If Hunt might have claimed in public that her mind was not made up, she cannot make that claim now (unless she has changed her mind).
“I’ve been criticized that I’m not sharing. It’s like I’m hiding something or I’m not sharing, you know, my thoughts on on the current superintendent and so it’s again, it’s a little bit bizarro land for me,” Hunt said on March 21, when her texts show she was doing exactly that: orchestrating board actions and policies with a shadow board member who was openly antagonistic to the district and had a personal stake before the board. Peacock’s and Hunt’s interest in firing the superintendent had merged.

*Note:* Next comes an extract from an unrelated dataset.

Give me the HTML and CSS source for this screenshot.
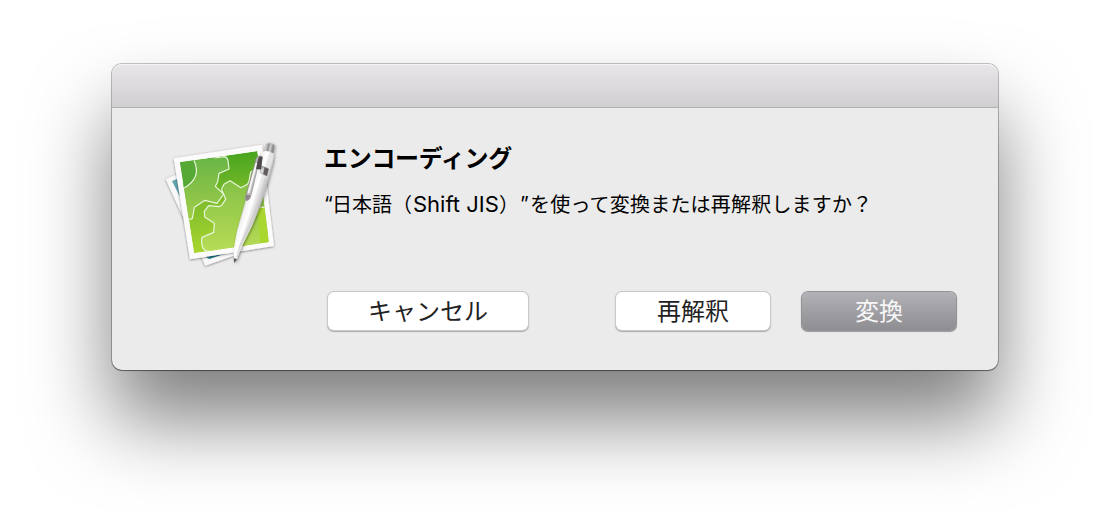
FILE: index.html
```html
<!DOCTYPE html>
<html lang="ja">
<head>
<meta charset="utf-8">
<title>エンコーディング</title>
<link rel="stylesheet" href="styles.css">
</head>
<body>
<section class="dialog" role="dialog">
  <header class="titlebar"></header>
  <div class="content">
    <svg class="app-icon" viewBox="0 0 405 435" aria-hidden="true">
      <defs>
        <linearGradient id="green" x1="0" y1="0" x2="0.1" y2="1"><stop offset="0" stop-color="#3ea01c"/><stop offset=".5" stop-color="#7dbc2b"/><stop offset="1" stop-color="#a9d62f"/></linearGradient>
        <linearGradient id="gear" x1="0" y1="0" x2="0" y2="1"><stop offset="0" stop-color="#68b546"/><stop offset="1" stop-color="#a3ce4a"/></linearGradient>
        <linearGradient id="gearLow" x1="0" y1="0" x2="0" y2="1"><stop offset="0" stop-color="#7dbd45"/><stop offset="1" stop-color="#b8dc55"/></linearGradient>
        <linearGradient id="pen" gradientUnits="userSpaceOnUse" x1="272" y1="210" x2="316" y2="224"><stop offset="0" stop-color="#d2d2d2"/><stop offset=".15" stop-color="#f4f4f4"/><stop offset=".45" stop-color="#fff"/><stop offset=".6" stop-color="#e6e6e6"/><stop offset=".85" stop-color="#e2e2e2"/><stop offset="1" stop-color="#b5b5b5"/></linearGradient>
        <linearGradient id="metal" x1="0" y1="0" x2="1" y2=".2"><stop offset="0" stop-color="#777"/><stop offset=".25" stop-color="#d8d8d8"/><stop offset=".45" stop-color="#888"/><stop offset=".65" stop-color="#d0d0d0"/><stop offset="1" stop-color="#777"/></linearGradient>
        <filter id="soft" x="-20%" y="-20%" width="140%" height="140%"><feDropShadow dx="0" dy="2" stdDeviation="2.5" flood-opacity=".5"/></filter>
        <filter id="penShadow" x="-30%" y="-20%" width="160%" height="140%"><feDropShadow dx="3" dy="2" stdDeviation="4" flood-opacity=".42"/></filter>
        <clipPath id="photo"><path d="M75 97 307 63 342 336 117 370Z"/></clipPath>
      </defs>
      <g filter="url(#soft)">
        <path fill="#f8f8f8" d="M32 148 68 132 250 372 151 407Z"/>
        <path fill="#63a4ad" d="M51 153 72 145 82 215Z"/>
        <path fill="#237b8a" d="M151 380 210 371 163 387Z"/>
      </g>
      <path filter="url(#soft)" fill="#fbfbfb" d="M56 85 321 44 357 348 105 388Z"/>
      <g clip-path="url(#photo)">
        <path fill="url(#green)" d="M75 97 307 63 342 336 117 370Z"/>
        <path fill="url(#gear)" d="M116 91 208 80 218 90 222 117 190 132 188 155 181 168 203 193 183 219 150 211 118 231 111 267 75 276V175Z"/>
        <path fill="url(#gearLow)" d="M206 164 226 152 259 173 281 160 283 135 295 124 350 120V232L325 233 340 365H154L141 354 137 323 175 307 177 279 147 260 148 242 162 227 192 230 209 208Z"/>
        <path fill="#55a934" d="M70 90 116 91Q141 145 88 175L70 178Z"/>
        <path fill="#a9d62f" d="M308 233H340V338L316 350Z"/>
        <g fill="none" stroke="#e7f5d9" stroke-width="3.6" stroke-linejoin="round">
          <path d="M117 91Q141 145 86 175"/>
          <path d="M178 84 208 80Q217 82 219 92L222 117 192 130 188 155 181 169 206 192 186 220 150 211 118 232 112 266 98 270"/>
          <path d="M298 122 287 126 282 154 278 162 258 173 225 152 207 163 200 178 212 208 201 225 192 230 161 227 148 244 149 261 178 280 176 307 141 322Q135 366 166 364"/>
          <path d="M306 230 330 233"/>
        </g>
      </g>
      <g filter="url(#penShadow)">
        <path fill="url(#metal)" stroke="#888" d="M334 42Q347 38 358 46L354 68 328 64Z"/>
        <path fill="url(#pen)" d="M326 64Q342 60 356 72L353 100 339 154 318 222 292 286 262 346 246 386 238 396 236 359 246 302 272 210 310 82Z"/>
        <path fill="#555" d="M236 385 246 387 238 399Z"/>
      </g>
      <path fill="#bbb" opacity=".45" d="M330 140 337 150 316 222 290 286 256 350 244 385 253 345 282 282 305 218Z"/>
      <path fill="#aaa" d="M316 104 342 116 336 140 314 128Z"/>
      <path fill="#4e484a" d="M309 84Q314 76 323 80L318 118 306 118Z"/>
      <path fill="#625d60" d="M329 111 341 117 336 138 325 132Z"/>
      <path fill="#d6d6d6" d="M317 119 327 113 324 130 315 128Z"/>
      <path fill="#bdbabc" stroke="#8b8989" stroke-width="2" stroke-linejoin="round" d="M304 84Q308 77 318 79L307 116 288 195Q286 209 276 212 268 211 271 202Z"/>
      <path fill="none" stroke="#f5f5f5" stroke-width="6" stroke-linecap="round" d="M304 102 281 187"/>
      <path fill="#4e484a" d="M310 84Q316 76 322 83L316 118 303 117Z"/>
      <path fill="#8d8588" d="M274 194 286 196Q284 209 276 211 269 207 274 194Z"/>
    </svg>
    <div class="main">
      <h1 class="title">エンコーディング</h1>
      <p class="message"><span class="latin open">“</span>日本語（<span class="latin name">Shift JIS</span>）<span class="latin close">”</span><span class="question">を使って変換または再解釈しますか？</span></p>
      <div class="actions">
        <button class="button cancel">キャンセル</button>
        <button class="button">再解釈</button>
        <button class="button primary">変換</button>
      </div>
    </div>
  </div>
</section>
</body>
</html>
```
FILE: styles.css
```css
* { box-sizing: border-box; }
body {
  margin: 0;
  height: 530px;
  padding: 64px 112px;
  overflow: hidden;
  background: #fff;
  font-family: "Noto Sans CJK JP", sans-serif;
}
.dialog {
  width: 886px;
  height: 306px;
  border-radius: 10px;
  background: #ebebeb;
  box-shadow: 0 0 0 1px rgba(0,0,0,.23), 0 1px 1px rgba(0,0,0,.35), 0 50px 80px rgba(0,0,0,.5);
}
.titlebar {
  height: 44px;
  border-radius: 10px 10px 0 0;
  border-bottom: 1px solid #b3b0b3;
  background: linear-gradient(#e8e6e9, #d1ced1);
  box-shadow: inset 0 1px 0 #f6f5f6;
}
.content { display: flex; padding: 22px 41px 0 43px; }
.app-icon { flex: none; width: 135px; height: 145px; }
.main { flex: 1; padding: 9px 0 0 34px; }
.title { margin: 0; font-size: 24px; line-height: 36px; font-weight: 700; letter-spacing: -.3px; color: #000; }
.message {
  display: flex;
  margin: 14px 0 0;
  font-size: 20px;
  line-height: 30px;
  color: #000;
  white-space: nowrap;
}
.latin { font-family: Inter, sans-serif; font-size: 22px; }
.open { width: 8px; font-size: 20px; }
.name { width: 87px; padding-left: 1px; }
.close { width: 11px; padding-left: 1px; font-size: 20px; }
.question { letter-spacing: .2px; }
.actions { display: flex; padding: 73px 0 0 4px; }
.button {
  width: 154px;
  height: 38px;
  padding: 0 0 2px;
  border: 0;
  border-radius: 6px;
  background: #fff;
  box-shadow: 0 0 0 1px #c9c9c9, 0 1px 1px 1px #aaa;
  font: 24px/34px "Noto Sans CJK JP", sans-serif;
  color: #222;
}
.cancel { width: 200px; margin-right: 88px; }
.primary {
  margin-left: 32px;
  color: #f7f7f7;
  background: linear-gradient(#b2b1b6, #8e8d92);
  box-shadow: 0 0 0 1px #929196, 0 1px 1px 1px #999;
}
```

They compared notes after board meetings and strategized together for months, all in secret even as Hunt claimed on the board that she was all about transparency: She and Peacock had a “regular briefing,” in Peacock’s words, “biweekly,” though their contact was far more frequent. He gave thumbs up and thumbs down to people Hunt sought to meet (former principal and security consultant Winnie Oden, up, current Coordinator of Student Supports and Behavior John Fanelli, down).
She sought his help “drafting the best 7-10 questions to be given to administrators, community leaders, stakeholders like realtor assoc, etc” (“on it!” he replied). He coached her on board parliamentary maneuvers, she called him before school board meetings, she called him after. Their relationship had grown intimate enough that by the end of February, when she butt dialed him, she texted, “Well hello butt.”
Hunt last Tuesday asked to be reassigned from Wadsworth. She gave no indication that she was doing so out of ethical responsibility, again blaming “media narrative” rather than her own actions, or Peacock’s conflicts. But unlike Peacock, she has, after significant delays, complied with some–not all–record requests.
In those texts, Hunt revealed herself more than she knew: “Impartial!!! That’s the word I could not think of,” she texted Peacock at the beginning of February. She apparently could not think of what she no longer was.